Moreover, ggplot2 allows you to modify colors, shapes, and sizes of plot elements to enhance visual clarity and emphasize important aspects.

For instance, you can change the color of points in a scatter plot using the color argument:

p <- ggplot(data = iris, aes(x = Sepal.Length, y = Sepal.Width, color = Species)) +
  geom_point() +
  labs(title = "Scatter Plot with Colored Points",
       x = "Sepal Length", y = "Sepal Width")
plotly::ggplotly(p)

Adjusting axis scales and limits is another crucial aspect of plot customization. You can control the range of values displayed on the x-axis and y-axis using functions such as xlim() and ylim(). Here’s an example of adjusting the axis limits in a scatter plot:

p <- ggplot(data = iris, aes(x = Sepal.Length, y = Sepal.Width)) +
  geom_point() +
  labs(title = "Scatter Plot with Adjusted Axis Limits",
       x = "Sepal Length", y = "Sepal Width") +
  xlim(4, 8) +
  ylim(2, 4.5)
ggplotly(p)

Grouping and faceting in ggplot2 allow you to visualize subsets of data or create multiple plots based on categorical variables. By using the facet_wrap() or facet_grid() functions, you can split the data into panels based on specific grouping variables.

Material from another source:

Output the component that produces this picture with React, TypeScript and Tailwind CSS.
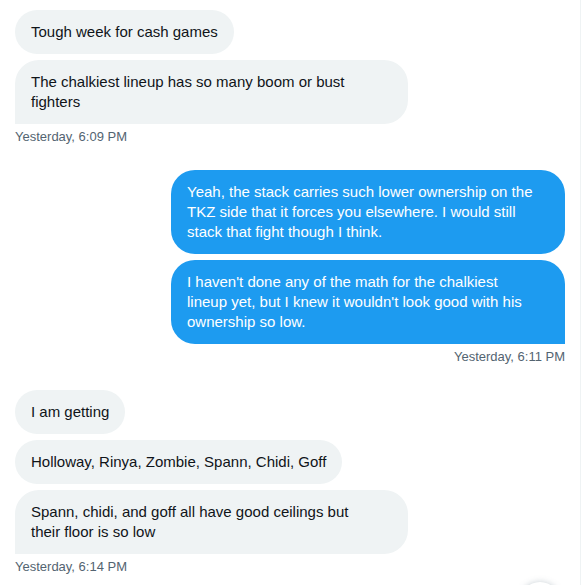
import React from 'react';

type Msg = { text: string; corner?: boolean; full?: boolean };

interface GroupProps {
  mine?: boolean;
  messages: Msg[];
  time: string;
}

const font = { fontFamily: '"Liberation Sans", Arial, sans-serif' };

const MessageGroup: React.FC<GroupProps> = ({ mine = false, messages, time }) => {
  return (
    <div className={`flex flex-col ${mine ? 'items-end' : 'items-start'}`}>
      <div className={`flex flex-col gap-[6px] ${mine ? 'items-end' : 'items-start'}`}>
        {messages.map((m, i) => (
          <div
            key={i}
            className={
              mine
                ? `max-w-[394px] whitespace-pre-line rounded-3xl bg-[#1d9bf0] px-4 py-3 text-[15px] leading-5 text-white ${m.full ? 'w-[394px]' : ''} ${m.corner ? 'rounded-br-none' : ''}`
                : `max-w-[393px] whitespace-pre-line rounded-3xl bg-[#eff3f4] px-4 py-3 text-[15px] leading-5 text-[#0f1419] ${m.full ? 'w-[393px]' : ''} ${m.corner ? 'rounded-bl-none' : ''}`
            }
          >
            {m.text}
          </div>
        ))}
      </div>
      <div className="mt-[5px] text-[13px] leading-4 text-[#536471]">{time}</div>
    </div>
  );
};

export default function App() {
  return (
    <div className="relative h-[585px] w-[581px] overflow-hidden border-r border-[#eff3f4] bg-white" style={font}>
      <div className="flex flex-col gap-[25px] pl-[15px] pr-[15px] pt-[10px]">
        <MessageGroup
          messages={[
            { text: 'Tough week for cash games' },
            { text: 'The chalkiest lineup has so many boom or bust fighters', corner: true },
          ]}
          time="Yesterday, 6:09 PM"
        />
        <MessageGroup
          mine
          messages={[
            {
              text: 'Yeah, the stack carries such lower ownership on the TKZ side that it forces you elsewhere. I would still stack that fight though I think.',
            },
            {
              text: "I haven't done any of the math for the chalkiest\nlineup yet, but I knew it wouldn't look good with his\nownership so low.",
              corner: true,
              full: true,
            },
          ]}
          time="Yesterday, 6:11 PM"
        />
        <MessageGroup
          messages={[
            { text: 'I am getting' },
            { text: 'Holloway, Rinya, Zombie, Spann, Chidi, Goff' },
            {
              text: 'Spann, chidi, and goff all have good ceilings but\ntheir floor is so low',
              corner: true,
              full: true,
            },
          ]}
          time="Yesterday, 6:14 PM"
        />
      </div>
      {/* scroll-down button peeking in */}
      <div className="absolute left-[520px] top-[582px] h-10 w-10 rounded-full bg-white shadow-[0_0_6px_rgba(101,119,134,0.35)]" />
    </div>
  );
}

Here’s an example that demonstrates faceting in a scatter plot by species:

p <- ggplot(data = iris, aes(x = Sepal.Length, y = Sepal.Width)) +
  geom_point() +
  labs(title = "Scatter Plot with Grouping and Faceting",
       x = "Sepal Length", y = "Sepal Width") +
  facet_wrap(~ Species)
ggplotly(p)

Working with multiple data sources is also facilitated by ggplot2. You can combine and overlay different datasets to create layered and composite visualizations.

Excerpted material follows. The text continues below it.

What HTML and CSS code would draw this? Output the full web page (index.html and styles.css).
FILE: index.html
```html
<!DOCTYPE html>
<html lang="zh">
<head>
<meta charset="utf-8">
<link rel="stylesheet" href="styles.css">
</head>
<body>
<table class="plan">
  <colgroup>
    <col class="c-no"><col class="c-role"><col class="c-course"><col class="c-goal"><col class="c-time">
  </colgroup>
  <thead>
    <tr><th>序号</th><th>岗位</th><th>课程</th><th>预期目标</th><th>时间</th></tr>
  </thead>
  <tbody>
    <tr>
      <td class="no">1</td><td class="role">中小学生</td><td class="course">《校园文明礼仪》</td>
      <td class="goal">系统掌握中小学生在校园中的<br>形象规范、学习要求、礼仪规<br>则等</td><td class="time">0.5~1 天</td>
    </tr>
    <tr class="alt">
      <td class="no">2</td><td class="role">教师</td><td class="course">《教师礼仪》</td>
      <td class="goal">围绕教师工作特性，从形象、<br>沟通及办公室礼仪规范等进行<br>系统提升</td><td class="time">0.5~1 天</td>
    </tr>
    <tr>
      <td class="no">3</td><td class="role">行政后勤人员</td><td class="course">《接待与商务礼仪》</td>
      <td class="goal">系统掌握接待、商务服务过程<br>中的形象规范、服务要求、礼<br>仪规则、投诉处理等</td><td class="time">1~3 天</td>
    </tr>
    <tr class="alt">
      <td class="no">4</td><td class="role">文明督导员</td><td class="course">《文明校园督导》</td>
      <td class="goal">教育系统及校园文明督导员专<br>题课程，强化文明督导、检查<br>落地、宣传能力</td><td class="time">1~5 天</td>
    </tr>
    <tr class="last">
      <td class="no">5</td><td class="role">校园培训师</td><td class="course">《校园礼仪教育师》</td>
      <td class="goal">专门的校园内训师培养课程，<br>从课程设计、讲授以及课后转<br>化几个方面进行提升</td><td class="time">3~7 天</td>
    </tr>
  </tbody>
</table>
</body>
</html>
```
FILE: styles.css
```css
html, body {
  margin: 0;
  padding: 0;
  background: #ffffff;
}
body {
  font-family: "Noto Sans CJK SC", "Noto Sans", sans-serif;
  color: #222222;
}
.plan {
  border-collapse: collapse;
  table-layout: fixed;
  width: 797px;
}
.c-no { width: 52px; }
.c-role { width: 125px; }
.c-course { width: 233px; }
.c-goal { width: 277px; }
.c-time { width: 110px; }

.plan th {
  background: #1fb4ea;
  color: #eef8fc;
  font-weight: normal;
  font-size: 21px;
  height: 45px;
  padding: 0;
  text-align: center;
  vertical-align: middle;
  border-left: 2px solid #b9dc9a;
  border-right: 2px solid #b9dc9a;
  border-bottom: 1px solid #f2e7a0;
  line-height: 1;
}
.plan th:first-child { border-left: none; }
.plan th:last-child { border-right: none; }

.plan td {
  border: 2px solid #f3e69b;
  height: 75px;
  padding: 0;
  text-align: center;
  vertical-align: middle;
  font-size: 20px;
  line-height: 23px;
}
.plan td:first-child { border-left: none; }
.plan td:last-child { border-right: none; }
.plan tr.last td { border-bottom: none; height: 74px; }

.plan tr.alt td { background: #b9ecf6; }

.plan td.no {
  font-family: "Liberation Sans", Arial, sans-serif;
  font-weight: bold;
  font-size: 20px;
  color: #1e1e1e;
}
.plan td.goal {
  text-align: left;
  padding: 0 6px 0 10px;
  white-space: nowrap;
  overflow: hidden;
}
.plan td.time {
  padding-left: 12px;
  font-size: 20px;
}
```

For instance, you can combine a scatter plot and a line plot by using the + operator:

df1 <- data.frame(x = 1:10, y = 1:10)
df2 <- data.frame(x = 1:10, y = 10:1)

p <- ggplot() +
  geom_point(data = df1, aes(x, y)) +
  geom_line(data = df2, aes(x, y)) +
  labs(title = "Overlaying Multiple Data Sources")
ggplotly(p)

8.3 Creating Advanced Plot Types

R ggplot2 is a versatile and powerful package for data visualization, allowing users to create advanced plot types and customize their visual appearance. One key aspect of ggplot2 is the ability to create advanced plot types, beyond basic scatter plots or bar charts, to effectively represent complex data patterns. This can be achieved by incorporating additional geometries, statistical transformations, and layering multiple visual elements. For example, users can create visually appealing heatmaps, boxplots, violin plots, or density plots, among others, using the extensive set of geometries and statistical functions provided by ggplot2.

To ensure consistent plot styling across different visualizations, ggplot2 offers themes and templates that allow users to define and apply predefined sets of formatting rules. By applying a theme, users can easily modify the appearance of various plot elements such as axes, titles, legends, background colors, and fonts. This helps to maintain a cohesive visual style throughout multiple plots in a project or presentation. Additionally, ggplot2 provides options to customize themes or create custom templates to suit specific design preferences or conform to brand guidelines.

Here’s an example that demonstrates creating an advanced plot type (a violin plot) and applying a custom theme for consistent plot styling:

# Load the ggplot2 library
library(ggplot2)

# Create a dataset
data <- data.frame(
  Group = rep(c("A", "B", "C"), each = 100),
  Value = rnorm(300)
)

# Create a violin plot
p <- ggplot(data, aes(x = Group, y = Value)) +
  geom_violin(fill = "#FF6666", color = "#990000", alpha = 0.8) +
  theme_minimal()  # Apply a minimal theme

# Display the plot
ggplotly(p)

In the above example, we create a dataset with three groups (A, B, C) and corresponding values. We use the geom_violin() function to create a violin plot, specifying the fill color, border color, and transparency. Finally, we apply the theme_minimal() function to apply a minimal theme to the plot, which removes unnecessary background elements and provides a clean and focused visualization.

By exploring the various advanced plot types available in ggplot2 and leveraging themes and templates, users can create visually striking and consistent plots that effectively communicate complex data patterns.